India's mutual fund industry is witnessing a remarkable contradiction as asset management companies aggressively launch thematic and sectoral funds despite clear signals of waning investor interest in these products. Data reveals a significant disconnect between fund houses' enthusiasm and retail investors' cautious approach toward theme-based investments.
Sharp Decline in Thematic Fund Collections
According to data from the Association of Mutual Funds in India, capital raised through thematic new fund offers (NFOs) witnessed a dramatic 52% decline in the 12 months ending October 2025. The total collection stood at approximately ₹33,712 crore, down significantly from the previous year's figures.
More importantly, the share of thematic and sectoral funds in overall NFO collections dropped to 42% from 62% in the previous year, indicating a substantial shift in investor preference. This decline becomes even more pronounced when examining the contribution of thematic funds to total equity inflows, which shrank from a commanding 40% to a mere 15% within just one year.
Why AMCs Continue Thematic Fund Launches
Despite the clear cooling of investor enthusiasm, mutual funds introduced 45 new thematic and sectoral NFOs in the 12 months to October 2025, virtually unchanged from the previous year's 44 launches. This persistent push occurs even as the total number of all NFOs rose modestly from 222 to 232 during the same period.
Industry experts point to regulatory constraints as the primary driver behind this trend. Srikanth Meenakshi, co-founder at PrimeInvestor, explains: "When it comes to thematic funds, you can have as many thematic funds as you want, and every new launch of a fund is an opportunity for an AMC to incentivize distributors and get assets."

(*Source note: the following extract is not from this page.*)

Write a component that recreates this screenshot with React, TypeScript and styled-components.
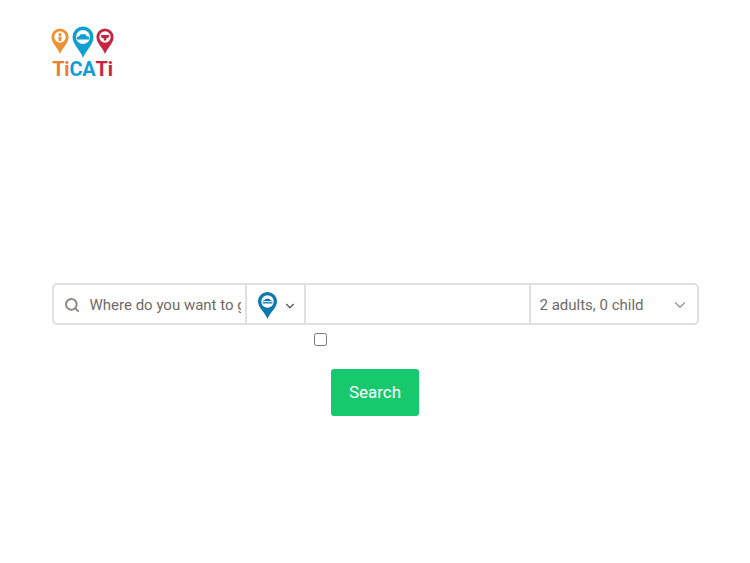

The regulatory framework bars mutual funds from having more than one scheme in categories such as large-caps and mid-caps, but this restriction doesn't apply to thematic funds, sectoral funds, index funds, ETFs tracking different indices, and fund of funds having different underlying indices.
Performance Concerns and Investor Caution
The lukewarm investor response extends beyond NFOs to the entire universe of existing thematic and sectoral funds. Net inflows into these funds plunged by 58% in the 12-month period, settling at ₹58,317 crore from over ₹1.4 trillion a year earlier.
In stark contrast, traditional diversified equity categories saw substantial growth. Large-cap funds witnessed net inflows surge by 80%, mid-cap funds by 70%, and small-cap funds by 51%, clearly indicating where investor confidence currently lies.
A Mint analysis of data from Value Research and NSE on active thematic funds reveals concerning performance trends. Over 60% of new active thematic funds launched in the past year have underperformed their respective benchmarks over the six months ending October 2025.
Expert Advice for Retail Investors
Financial advisors are cautioning retail investors against falling for the hype surrounding thematic funds. Abhishek Kumar, founder and chief investment advisor at Sahaj Money, advises: "I do not advise investors to invest in thematic funds as they are often based on a story. They should not fall for the hype, but rather should focus on long-term investing. The whole point of investing is to diversify, not bucketize."
Experts suggest that new investors should stick to diversified equity schemes, while sophisticated investors might consider thematic exposure as a tactical allocation, preferably limited to 5-10% of the overall equity portfolio. The consensus advises timing the entry when the theme is out of favor or valuations are reasonable, with a willingness to stay invested through full market cycles.
Among the notable thematic and sectoral schemes launched this year, the biggest include HDFC AMC's Innovation Fund with AUM of ₹2,730 crore, ICICI Prudential's Quality Fund with ₹2,253 crore, and ICICI Prudential Rural Opportunities Fund with ₹1,944 crore, according to scheme disclosures made by AMCs.